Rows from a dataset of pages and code
*-*-*
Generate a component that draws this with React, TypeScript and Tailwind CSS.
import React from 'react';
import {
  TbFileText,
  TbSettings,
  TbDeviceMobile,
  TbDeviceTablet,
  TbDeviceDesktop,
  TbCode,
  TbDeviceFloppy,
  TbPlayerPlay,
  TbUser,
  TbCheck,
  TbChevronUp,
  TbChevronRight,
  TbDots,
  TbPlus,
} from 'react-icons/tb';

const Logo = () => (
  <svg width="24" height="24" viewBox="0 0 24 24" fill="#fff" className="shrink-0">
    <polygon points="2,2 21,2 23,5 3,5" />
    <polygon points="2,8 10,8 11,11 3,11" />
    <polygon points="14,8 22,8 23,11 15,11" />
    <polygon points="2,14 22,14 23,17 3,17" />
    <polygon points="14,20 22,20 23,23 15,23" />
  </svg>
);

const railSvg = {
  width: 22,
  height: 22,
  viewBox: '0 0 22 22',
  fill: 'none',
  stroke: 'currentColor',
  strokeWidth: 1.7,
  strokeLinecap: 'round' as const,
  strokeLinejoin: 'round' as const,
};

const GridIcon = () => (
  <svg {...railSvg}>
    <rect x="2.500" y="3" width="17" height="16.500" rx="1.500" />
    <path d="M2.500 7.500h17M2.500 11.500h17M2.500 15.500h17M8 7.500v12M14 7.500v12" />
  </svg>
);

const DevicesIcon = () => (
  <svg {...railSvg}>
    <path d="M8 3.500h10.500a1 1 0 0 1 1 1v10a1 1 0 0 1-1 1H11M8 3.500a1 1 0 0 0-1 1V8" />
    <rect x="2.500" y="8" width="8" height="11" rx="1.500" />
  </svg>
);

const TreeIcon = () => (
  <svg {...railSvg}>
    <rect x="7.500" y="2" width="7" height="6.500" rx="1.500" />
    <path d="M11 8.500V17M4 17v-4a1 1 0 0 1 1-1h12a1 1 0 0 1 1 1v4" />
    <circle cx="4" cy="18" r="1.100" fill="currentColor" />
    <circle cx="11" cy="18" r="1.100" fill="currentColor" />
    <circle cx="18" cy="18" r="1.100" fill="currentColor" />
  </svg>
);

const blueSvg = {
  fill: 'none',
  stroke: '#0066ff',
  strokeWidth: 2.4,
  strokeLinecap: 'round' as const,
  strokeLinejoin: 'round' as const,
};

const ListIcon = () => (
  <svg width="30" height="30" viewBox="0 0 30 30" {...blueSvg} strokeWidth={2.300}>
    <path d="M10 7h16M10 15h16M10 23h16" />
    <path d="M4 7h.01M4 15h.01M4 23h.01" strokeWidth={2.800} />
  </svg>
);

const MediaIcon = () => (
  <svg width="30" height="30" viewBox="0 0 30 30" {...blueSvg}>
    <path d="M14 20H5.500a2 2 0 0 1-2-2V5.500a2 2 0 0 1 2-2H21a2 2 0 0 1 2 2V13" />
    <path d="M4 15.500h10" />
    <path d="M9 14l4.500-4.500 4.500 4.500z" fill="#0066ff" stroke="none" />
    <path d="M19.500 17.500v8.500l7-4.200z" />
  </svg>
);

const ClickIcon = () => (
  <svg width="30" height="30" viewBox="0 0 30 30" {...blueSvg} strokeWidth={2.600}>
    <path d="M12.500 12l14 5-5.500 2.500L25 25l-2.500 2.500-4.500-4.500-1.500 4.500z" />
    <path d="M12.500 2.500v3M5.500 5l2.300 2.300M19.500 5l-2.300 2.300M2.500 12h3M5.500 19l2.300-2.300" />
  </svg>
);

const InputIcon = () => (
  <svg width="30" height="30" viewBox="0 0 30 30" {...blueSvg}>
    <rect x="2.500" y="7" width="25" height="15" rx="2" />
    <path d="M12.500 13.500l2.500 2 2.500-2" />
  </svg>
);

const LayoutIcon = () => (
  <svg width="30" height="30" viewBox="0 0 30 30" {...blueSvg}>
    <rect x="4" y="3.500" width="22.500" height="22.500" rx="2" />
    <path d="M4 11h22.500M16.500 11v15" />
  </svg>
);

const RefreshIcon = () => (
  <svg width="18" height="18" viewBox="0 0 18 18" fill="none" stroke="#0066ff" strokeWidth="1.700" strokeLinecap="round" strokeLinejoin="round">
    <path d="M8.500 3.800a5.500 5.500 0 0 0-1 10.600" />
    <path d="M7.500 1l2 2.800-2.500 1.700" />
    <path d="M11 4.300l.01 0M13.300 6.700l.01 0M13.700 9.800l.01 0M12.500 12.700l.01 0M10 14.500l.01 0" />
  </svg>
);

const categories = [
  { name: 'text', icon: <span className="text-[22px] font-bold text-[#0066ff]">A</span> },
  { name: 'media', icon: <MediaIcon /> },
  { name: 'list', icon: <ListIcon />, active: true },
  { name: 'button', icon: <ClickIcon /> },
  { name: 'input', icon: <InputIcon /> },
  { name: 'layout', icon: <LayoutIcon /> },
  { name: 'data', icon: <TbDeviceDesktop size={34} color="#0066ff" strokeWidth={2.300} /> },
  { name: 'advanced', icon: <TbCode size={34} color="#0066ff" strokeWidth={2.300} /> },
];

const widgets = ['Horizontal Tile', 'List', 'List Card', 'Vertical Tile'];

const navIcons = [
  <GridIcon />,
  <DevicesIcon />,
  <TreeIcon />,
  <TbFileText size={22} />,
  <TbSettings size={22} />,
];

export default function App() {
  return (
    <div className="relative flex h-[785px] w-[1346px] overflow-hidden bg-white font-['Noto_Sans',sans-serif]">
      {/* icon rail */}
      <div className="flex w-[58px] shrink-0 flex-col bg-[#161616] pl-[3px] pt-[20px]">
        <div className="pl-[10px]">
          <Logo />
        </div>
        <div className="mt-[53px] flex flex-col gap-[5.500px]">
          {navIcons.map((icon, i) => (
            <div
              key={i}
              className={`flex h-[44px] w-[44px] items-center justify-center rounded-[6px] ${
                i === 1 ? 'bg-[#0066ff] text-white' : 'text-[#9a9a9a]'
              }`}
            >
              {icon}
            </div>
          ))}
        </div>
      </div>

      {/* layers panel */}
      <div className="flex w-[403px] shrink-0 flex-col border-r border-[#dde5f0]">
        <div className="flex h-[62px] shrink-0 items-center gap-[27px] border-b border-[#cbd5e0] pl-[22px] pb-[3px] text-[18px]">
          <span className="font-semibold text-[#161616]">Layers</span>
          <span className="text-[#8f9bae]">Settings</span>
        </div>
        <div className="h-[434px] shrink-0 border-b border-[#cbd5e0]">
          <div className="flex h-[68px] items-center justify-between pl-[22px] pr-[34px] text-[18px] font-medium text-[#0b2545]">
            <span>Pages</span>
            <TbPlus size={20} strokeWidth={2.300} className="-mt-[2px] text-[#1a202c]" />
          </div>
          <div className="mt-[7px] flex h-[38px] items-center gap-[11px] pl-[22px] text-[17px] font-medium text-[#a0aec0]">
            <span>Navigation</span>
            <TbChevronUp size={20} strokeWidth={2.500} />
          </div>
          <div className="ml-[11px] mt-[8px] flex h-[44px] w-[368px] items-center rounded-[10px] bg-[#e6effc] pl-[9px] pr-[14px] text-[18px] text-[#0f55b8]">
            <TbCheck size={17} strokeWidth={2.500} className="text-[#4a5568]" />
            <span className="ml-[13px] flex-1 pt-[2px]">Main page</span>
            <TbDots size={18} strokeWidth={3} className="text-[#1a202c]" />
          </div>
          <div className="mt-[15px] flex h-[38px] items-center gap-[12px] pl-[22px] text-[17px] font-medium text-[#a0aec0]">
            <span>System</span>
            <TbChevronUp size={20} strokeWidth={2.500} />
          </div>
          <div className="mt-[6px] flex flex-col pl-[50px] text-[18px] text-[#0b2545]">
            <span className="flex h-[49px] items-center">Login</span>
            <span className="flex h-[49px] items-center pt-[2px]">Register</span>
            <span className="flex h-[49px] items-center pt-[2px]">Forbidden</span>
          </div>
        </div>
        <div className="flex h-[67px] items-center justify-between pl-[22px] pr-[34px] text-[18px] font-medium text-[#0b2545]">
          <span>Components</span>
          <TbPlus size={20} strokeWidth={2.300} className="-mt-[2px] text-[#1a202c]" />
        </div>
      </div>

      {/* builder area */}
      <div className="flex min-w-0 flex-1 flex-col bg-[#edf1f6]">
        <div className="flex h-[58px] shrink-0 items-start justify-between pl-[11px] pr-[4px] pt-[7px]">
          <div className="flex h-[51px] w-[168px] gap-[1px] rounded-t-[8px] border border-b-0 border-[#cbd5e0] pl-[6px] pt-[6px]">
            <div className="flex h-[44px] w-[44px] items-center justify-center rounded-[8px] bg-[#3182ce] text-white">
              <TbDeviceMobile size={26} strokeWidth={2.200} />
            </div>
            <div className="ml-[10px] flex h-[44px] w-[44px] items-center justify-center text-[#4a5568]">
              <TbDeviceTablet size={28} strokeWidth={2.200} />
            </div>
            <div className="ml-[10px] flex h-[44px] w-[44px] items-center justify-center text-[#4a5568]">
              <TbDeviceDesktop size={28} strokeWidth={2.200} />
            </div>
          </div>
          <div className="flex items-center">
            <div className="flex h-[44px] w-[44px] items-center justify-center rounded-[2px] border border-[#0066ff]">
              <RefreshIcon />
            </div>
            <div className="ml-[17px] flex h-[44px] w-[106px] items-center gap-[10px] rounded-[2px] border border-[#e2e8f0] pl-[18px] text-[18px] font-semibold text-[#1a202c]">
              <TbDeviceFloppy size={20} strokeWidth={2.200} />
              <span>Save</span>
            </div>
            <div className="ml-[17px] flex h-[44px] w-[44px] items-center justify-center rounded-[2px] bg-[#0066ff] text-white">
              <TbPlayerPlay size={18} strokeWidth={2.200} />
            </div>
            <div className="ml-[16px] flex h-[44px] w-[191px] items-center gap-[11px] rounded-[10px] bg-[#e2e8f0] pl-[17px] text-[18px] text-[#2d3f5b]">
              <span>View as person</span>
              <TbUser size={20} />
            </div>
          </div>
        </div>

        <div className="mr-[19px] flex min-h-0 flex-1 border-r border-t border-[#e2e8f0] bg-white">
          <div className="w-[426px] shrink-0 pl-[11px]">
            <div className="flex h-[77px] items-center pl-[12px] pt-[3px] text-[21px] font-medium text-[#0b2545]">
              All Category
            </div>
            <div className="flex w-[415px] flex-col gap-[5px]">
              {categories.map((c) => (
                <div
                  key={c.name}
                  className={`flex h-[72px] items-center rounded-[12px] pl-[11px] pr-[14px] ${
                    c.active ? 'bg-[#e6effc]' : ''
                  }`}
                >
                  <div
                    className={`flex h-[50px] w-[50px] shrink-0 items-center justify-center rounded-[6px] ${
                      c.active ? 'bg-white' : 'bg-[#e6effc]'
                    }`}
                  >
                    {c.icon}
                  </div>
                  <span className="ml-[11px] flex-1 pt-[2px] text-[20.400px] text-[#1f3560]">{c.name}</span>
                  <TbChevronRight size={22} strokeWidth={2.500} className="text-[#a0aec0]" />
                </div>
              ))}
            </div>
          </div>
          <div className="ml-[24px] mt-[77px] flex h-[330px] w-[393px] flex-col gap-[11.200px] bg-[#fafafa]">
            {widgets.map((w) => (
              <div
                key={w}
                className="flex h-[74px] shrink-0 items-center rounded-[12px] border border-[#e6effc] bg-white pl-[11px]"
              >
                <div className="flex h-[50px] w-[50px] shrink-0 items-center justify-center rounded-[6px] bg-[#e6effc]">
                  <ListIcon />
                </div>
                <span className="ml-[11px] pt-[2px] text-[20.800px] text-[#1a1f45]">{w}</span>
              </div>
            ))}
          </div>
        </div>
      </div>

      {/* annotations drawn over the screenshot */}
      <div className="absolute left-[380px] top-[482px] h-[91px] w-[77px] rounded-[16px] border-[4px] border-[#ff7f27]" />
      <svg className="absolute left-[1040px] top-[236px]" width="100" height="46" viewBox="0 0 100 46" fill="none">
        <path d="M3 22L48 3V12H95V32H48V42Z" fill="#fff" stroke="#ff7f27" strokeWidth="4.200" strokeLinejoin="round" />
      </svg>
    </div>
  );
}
*-*-*
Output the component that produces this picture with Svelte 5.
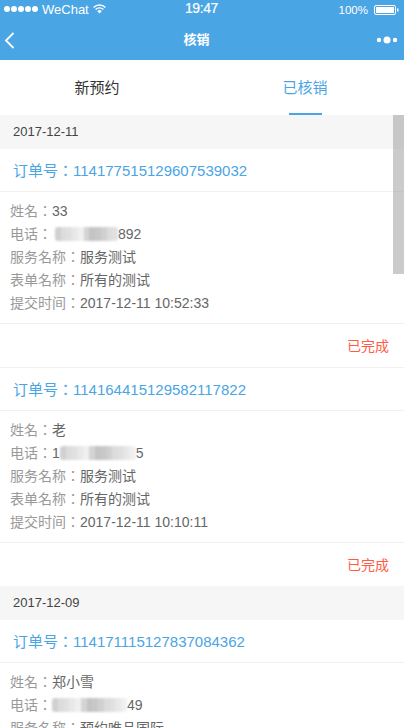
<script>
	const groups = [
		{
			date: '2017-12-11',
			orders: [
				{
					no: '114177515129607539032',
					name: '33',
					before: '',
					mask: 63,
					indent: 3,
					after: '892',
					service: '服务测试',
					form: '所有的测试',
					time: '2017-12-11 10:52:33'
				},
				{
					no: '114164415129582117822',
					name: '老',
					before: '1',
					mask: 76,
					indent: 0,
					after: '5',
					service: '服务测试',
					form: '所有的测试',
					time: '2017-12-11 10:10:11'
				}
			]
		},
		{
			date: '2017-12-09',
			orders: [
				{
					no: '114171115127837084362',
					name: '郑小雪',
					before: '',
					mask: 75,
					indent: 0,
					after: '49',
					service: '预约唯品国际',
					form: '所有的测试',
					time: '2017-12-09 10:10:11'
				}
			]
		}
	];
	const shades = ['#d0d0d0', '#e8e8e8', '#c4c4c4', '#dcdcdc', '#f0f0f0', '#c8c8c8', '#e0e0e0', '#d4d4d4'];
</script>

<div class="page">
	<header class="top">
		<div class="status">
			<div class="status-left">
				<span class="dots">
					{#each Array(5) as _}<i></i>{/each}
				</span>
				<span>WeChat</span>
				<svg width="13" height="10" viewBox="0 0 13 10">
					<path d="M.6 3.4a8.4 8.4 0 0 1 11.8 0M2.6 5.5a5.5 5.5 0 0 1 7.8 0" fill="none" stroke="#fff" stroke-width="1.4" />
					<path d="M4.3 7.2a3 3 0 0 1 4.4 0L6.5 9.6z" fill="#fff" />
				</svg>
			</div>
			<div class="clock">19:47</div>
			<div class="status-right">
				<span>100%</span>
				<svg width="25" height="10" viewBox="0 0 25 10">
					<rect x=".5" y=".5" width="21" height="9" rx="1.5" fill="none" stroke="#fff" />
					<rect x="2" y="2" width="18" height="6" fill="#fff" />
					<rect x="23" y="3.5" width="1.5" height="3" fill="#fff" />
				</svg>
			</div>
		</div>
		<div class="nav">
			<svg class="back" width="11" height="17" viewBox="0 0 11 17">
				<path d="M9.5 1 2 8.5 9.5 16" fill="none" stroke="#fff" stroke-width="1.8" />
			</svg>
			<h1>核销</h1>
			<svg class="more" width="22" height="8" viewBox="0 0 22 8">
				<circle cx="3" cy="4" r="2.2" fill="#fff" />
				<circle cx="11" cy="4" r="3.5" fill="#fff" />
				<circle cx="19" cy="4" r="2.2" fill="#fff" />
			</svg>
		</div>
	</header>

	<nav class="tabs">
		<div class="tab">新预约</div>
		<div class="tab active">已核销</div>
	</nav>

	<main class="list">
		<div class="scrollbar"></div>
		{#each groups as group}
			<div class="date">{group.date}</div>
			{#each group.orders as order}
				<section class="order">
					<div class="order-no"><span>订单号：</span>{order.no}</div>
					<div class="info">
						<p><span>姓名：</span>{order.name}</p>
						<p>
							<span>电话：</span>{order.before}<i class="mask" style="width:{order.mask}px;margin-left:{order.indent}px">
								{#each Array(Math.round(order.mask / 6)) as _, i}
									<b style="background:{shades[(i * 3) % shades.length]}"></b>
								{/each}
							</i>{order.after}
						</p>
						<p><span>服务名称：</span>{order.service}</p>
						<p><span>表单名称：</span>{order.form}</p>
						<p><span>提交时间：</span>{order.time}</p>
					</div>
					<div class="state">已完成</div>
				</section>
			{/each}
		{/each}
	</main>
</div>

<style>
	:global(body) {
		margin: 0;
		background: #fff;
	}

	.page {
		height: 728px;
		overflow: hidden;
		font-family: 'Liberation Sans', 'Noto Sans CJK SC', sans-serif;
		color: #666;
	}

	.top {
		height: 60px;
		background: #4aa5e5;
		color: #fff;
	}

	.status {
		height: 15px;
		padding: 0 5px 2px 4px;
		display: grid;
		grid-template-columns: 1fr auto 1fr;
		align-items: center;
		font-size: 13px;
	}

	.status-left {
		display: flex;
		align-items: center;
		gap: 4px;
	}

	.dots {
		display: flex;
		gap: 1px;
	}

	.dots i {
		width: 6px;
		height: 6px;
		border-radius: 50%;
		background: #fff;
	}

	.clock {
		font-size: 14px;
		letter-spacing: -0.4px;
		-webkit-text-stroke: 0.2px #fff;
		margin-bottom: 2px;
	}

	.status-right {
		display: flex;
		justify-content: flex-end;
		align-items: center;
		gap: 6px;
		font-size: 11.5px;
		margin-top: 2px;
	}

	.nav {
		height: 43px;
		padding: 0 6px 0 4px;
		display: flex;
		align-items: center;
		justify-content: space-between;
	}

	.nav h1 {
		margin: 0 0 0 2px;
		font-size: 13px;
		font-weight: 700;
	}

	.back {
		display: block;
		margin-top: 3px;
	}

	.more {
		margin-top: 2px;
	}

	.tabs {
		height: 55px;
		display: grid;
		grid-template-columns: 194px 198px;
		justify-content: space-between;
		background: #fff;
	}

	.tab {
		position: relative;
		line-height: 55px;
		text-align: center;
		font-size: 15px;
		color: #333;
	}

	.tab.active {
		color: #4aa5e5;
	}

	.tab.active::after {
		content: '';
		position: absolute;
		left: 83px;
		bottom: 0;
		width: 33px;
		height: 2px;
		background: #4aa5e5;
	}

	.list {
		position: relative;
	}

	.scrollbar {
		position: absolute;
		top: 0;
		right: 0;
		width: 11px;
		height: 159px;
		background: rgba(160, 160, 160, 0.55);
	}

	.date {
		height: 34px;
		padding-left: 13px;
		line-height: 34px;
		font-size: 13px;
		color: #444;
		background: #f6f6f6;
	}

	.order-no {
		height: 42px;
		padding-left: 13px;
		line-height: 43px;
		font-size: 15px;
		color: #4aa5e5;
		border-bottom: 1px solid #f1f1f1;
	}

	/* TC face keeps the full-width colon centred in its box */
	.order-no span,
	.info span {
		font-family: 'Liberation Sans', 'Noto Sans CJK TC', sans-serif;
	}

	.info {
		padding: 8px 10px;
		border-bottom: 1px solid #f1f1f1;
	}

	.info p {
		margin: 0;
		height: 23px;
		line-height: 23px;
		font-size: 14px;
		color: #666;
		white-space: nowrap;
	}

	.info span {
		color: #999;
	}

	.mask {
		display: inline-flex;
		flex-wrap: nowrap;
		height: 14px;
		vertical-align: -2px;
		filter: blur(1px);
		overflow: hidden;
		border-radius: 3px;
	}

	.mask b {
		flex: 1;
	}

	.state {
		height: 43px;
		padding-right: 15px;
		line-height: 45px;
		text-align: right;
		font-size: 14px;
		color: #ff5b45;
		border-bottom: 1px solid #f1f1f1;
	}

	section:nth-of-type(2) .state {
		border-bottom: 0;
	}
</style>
*-*-*
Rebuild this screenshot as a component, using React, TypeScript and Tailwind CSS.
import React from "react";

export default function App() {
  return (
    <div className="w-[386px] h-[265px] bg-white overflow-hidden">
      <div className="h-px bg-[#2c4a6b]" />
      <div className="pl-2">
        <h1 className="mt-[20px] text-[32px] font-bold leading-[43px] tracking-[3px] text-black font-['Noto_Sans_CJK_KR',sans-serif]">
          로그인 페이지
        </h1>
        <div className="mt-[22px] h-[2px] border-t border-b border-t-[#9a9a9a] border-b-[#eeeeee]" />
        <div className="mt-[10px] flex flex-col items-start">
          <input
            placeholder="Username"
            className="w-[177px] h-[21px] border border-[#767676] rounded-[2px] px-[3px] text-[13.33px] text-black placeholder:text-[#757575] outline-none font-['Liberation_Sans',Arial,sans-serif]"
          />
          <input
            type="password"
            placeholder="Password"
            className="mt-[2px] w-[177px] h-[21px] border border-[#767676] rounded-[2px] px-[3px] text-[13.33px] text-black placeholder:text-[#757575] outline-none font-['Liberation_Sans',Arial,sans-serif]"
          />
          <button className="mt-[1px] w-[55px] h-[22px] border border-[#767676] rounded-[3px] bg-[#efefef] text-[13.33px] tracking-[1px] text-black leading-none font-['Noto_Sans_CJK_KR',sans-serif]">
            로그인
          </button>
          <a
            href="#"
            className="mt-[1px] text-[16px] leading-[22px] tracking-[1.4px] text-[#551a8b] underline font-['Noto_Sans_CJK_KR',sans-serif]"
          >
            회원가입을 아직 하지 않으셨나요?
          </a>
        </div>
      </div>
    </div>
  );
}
*-*-*
— Task prompt —
What is the number of lines above that contain "screenshot"? Answer with that number only.

— Answer to this exercise —
2